(DATA):
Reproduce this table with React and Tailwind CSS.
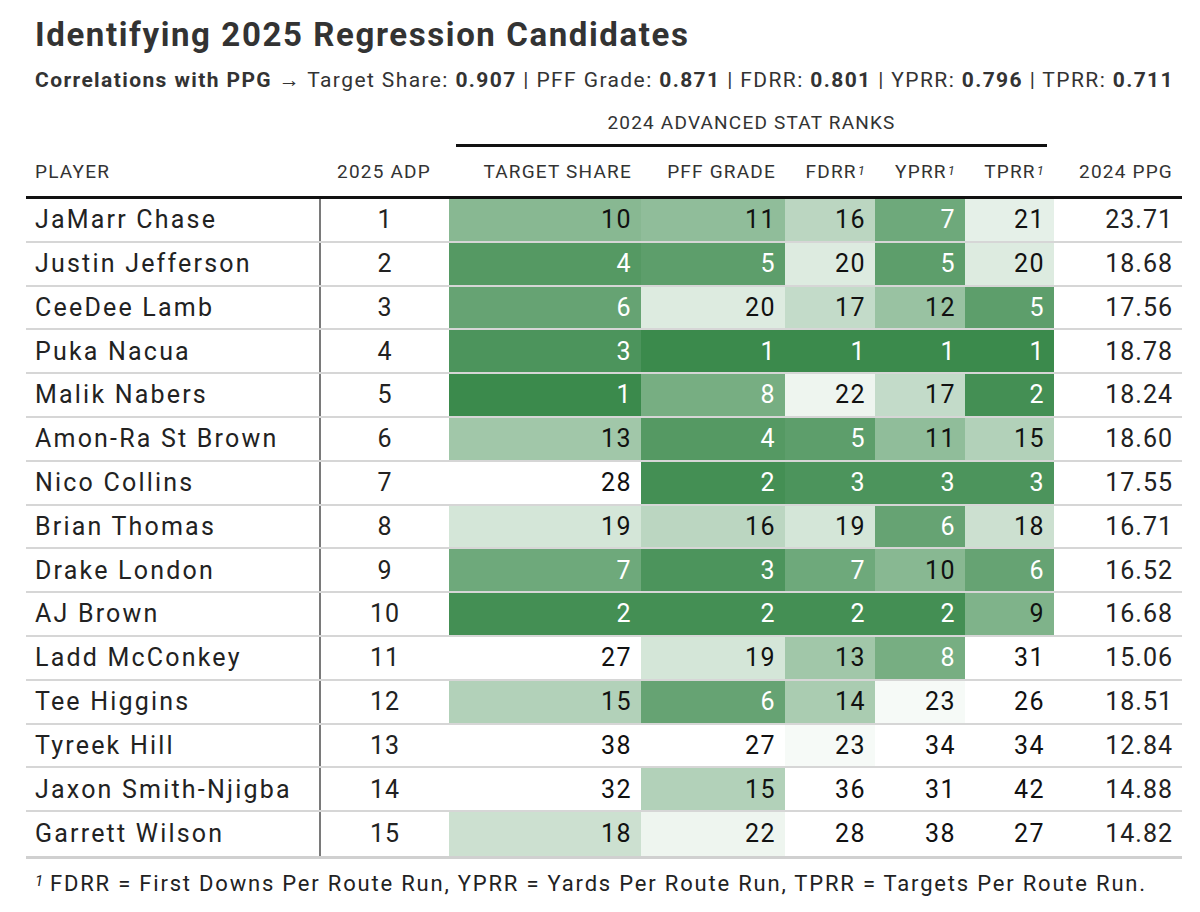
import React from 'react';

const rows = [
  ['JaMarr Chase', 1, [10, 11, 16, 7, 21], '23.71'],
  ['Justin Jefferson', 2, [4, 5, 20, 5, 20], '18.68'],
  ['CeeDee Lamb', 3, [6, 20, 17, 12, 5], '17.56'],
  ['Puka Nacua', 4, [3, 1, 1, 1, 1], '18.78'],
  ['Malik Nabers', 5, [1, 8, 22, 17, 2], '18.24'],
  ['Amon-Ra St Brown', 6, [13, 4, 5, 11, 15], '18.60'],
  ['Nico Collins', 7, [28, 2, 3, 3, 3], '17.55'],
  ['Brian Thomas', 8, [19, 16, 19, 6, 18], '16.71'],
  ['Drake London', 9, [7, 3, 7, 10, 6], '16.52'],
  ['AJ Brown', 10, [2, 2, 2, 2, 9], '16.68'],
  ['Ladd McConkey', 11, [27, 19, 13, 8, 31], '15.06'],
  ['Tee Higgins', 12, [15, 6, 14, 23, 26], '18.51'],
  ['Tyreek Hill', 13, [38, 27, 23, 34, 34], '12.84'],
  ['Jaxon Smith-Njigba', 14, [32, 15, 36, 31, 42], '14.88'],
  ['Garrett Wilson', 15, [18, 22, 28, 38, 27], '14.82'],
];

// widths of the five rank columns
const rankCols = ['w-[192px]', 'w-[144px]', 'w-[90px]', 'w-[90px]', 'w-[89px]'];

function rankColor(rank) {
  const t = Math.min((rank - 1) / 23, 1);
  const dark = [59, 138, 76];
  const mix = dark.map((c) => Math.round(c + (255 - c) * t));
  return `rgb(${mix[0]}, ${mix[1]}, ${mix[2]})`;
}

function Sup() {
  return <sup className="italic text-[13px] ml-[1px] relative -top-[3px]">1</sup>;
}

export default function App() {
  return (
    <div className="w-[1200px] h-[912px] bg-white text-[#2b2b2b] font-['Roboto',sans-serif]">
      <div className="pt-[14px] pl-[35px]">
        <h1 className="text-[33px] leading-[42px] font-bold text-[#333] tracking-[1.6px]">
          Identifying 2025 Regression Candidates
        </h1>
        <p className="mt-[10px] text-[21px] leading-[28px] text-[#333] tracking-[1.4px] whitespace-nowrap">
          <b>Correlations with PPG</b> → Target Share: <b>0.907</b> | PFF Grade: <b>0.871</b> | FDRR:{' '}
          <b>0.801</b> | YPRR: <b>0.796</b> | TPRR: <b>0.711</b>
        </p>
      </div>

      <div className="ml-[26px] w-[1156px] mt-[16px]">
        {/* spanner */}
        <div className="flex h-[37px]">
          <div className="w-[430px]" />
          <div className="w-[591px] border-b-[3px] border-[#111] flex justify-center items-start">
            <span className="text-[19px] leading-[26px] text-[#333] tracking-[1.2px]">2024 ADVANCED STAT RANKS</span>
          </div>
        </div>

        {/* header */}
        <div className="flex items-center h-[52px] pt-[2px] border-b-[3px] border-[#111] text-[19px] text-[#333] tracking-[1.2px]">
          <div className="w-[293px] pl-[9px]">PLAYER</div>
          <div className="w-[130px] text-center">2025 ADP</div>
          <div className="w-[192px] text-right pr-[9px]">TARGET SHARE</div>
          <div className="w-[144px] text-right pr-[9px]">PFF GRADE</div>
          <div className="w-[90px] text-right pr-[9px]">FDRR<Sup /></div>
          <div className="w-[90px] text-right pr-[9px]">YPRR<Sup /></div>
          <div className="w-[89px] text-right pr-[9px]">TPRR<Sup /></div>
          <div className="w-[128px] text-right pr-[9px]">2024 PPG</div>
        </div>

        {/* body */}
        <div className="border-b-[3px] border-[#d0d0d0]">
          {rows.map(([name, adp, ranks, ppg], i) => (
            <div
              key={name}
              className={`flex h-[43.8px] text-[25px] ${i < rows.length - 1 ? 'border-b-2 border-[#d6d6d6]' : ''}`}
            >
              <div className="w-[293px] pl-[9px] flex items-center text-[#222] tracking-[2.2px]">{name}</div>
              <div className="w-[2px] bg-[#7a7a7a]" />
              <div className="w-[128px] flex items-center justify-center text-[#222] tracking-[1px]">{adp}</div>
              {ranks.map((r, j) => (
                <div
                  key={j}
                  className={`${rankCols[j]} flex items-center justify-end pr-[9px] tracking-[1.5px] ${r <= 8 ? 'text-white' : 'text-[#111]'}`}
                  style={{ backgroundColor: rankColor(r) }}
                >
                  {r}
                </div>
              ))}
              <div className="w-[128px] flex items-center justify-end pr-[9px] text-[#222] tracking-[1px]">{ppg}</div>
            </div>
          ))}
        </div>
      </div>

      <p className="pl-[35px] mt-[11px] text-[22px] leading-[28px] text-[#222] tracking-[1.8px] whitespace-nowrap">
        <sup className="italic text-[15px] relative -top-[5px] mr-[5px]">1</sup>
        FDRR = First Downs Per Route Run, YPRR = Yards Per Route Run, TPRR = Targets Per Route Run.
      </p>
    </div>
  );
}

(WHAT THE EXERCISE ASKS):
Repeat the data in full and exactly. Omit pictures.

(SOLUTION TO THIS PROBLEM):
Reproduce this table with React and Tailwind CSS.
import React from 'react';

const rows = [
  ['JaMarr Chase', 1, [10, 11, 16, 7, 21], '23.71'],
  ['Justin Jefferson', 2, [4, 5, 20, 5, 20], '18.68'],
  ['CeeDee Lamb', 3, [6, 20, 17, 12, 5], '17.56'],
  ['Puka Nacua', 4, [3, 1, 1, 1, 1], '18.78'],
  ['Malik Nabers', 5, [1, 8, 22, 17, 2], '18.24'],
  ['Amon-Ra St Brown', 6, [13, 4, 5, 11, 15], '18.60'],
  ['Nico Collins', 7, [28, 2, 3, 3, 3], '17.55'],
  ['Brian Thomas', 8, [19, 16, 19, 6, 18], '16.71'],
  ['Drake London', 9, [7, 3, 7, 10, 6], '16.52'],
  ['AJ Brown', 10, [2, 2, 2, 2, 9], '16.68'],
  ['Ladd McConkey', 11, [27, 19, 13, 8, 31], '15.06'],
  ['Tee Higgins', 12, [15, 6, 14, 23, 26], '18.51'],
  ['Tyreek Hill', 13, [38, 27, 23, 34, 34], '12.84'],
  ['Jaxon Smith-Njigba', 14, [32, 15, 36, 31, 42], '14.88'],
  ['Garrett Wilson', 15, [18, 22, 28, 38, 27], '14.82'],
];

// widths of the five rank columns
const rankCols = ['w-[192px]', 'w-[144px]', 'w-[90px]', 'w-[90px]', 'w-[89px]'];

function rankColor(rank) {
  const t = Math.min((rank - 1) / 23, 1);
  const dark = [59, 138, 76];
  const mix = dark.map((c) => Math.round(c + (255 - c) * t));
  return `rgb(${mix[0]}, ${mix[1]}, ${mix[2]})`;
}

function Sup() {
  return <sup className="italic text-[13px] ml-[1px] relative -top-[3px]">1</sup>;
}

export default function App() {
  return (
    <div className="w-[1200px] h-[912px] bg-white text-[#2b2b2b] font-['Roboto',sans-serif]">
      <div className="pt-[14px] pl-[35px]">
        <h1 className="text-[33px] leading-[42px] font-bold text-[#333] tracking-[1.6px]">
          Identifying 2025 Regression Candidates
        </h1>
        <p className="mt-[10px] text-[21px] leading-[28px] text-[#333] tracking-[1.4px] whitespace-nowrap">
          <b>Correlations with PPG</b> → Target Share: <b>0.907</b> | PFF Grade: <b>0.871</b> | FDRR:{' '}
          <b>0.801</b> | YPRR: <b>0.796</b> | TPRR: <b>0.711</b>
        </p>
      </div>

      <div className="ml-[26px] w-[1156px] mt-[16px]">
        {/* spanner */}
        <div className="flex h-[37px]">
          <div className="w-[430px]" />
          <div className="w-[591px] border-b-[3px] border-[#111] flex justify-center items-start">
            <span className="text-[19px] leading-[26px] text-[#333] tracking-[1.2px]">2024 ADVANCED STAT RANKS</span>
          </div>
        </div>

        {/* header */}
        <div className="flex items-center h-[52px] pt-[2px] border-b-[3px] border-[#111] text-[19px] text-[#333] tracking-[1.2px]">
          <div className="w-[293px] pl-[9px]">PLAYER</div>
          <div className="w-[130px] text-center">2025 ADP</div>
          <div className="w-[192px] text-right pr-[9px]">TARGET SHARE</div>
          <div className="w-[144px] text-right pr-[9px]">PFF GRADE</div>
          <div className="w-[90px] text-right pr-[9px]">FDRR<Sup /></div>
          <div className="w-[90px] text-right pr-[9px]">YPRR<Sup /></div>
          <div className="w-[89px] text-right pr-[9px]">TPRR<Sup /></div>
          <div className="w-[128px] text-right pr-[9px]">2024 PPG</div>
        </div>

        {/* body */}
        <div className="border-b-[3px] border-[#d0d0d0]">
          {rows.map(([name, adp, ranks, ppg], i) => (
            <div
              key={name}
              className={`flex h-[43.8px] text-[25px] ${i < rows.length - 1 ? 'border-b-2 border-[#d6d6d6]' : ''}`}
            >
              <div className="w-[293px] pl-[9px] flex items-center text-[#222] tracking-[2.2px]">{name}</div>
              <div className="w-[2px] bg-[#7a7a7a]" />
              <div className="w-[128px] flex items-center justify-center text-[#222] tracking-[1px]">{adp}</div>
              {ranks.map((r, j) => (
                <div
                  key={j}
                  className={`${rankCols[j]} flex items-center justify-end pr-[9px] tracking-[1.5px] ${r <= 8 ? 'text-white' : 'text-[#111]'}`}
                  style={{ backgroundColor: rankColor(r) }}
                >
                  {r}
                </div>
              ))}
              <div className="w-[128px] flex items-center justify-end pr-[9px] text-[#222] tracking-[1px]">{ppg}</div>
            </div>
          ))}
        </div>
      </div>

      <p className="pl-[35px] mt-[11px] text-[22px] leading-[28px] text-[#222] tracking-[1.8px] whitespace-nowrap">
        <sup className="italic text-[15px] relative -top-[5px] mr-[5px]">1</sup>
        FDRR = First Downs Per Route Run, YPRR = Yards Per Route Run, TPRR = Targets Per Route Run.
      </p>
    </div>
  );
}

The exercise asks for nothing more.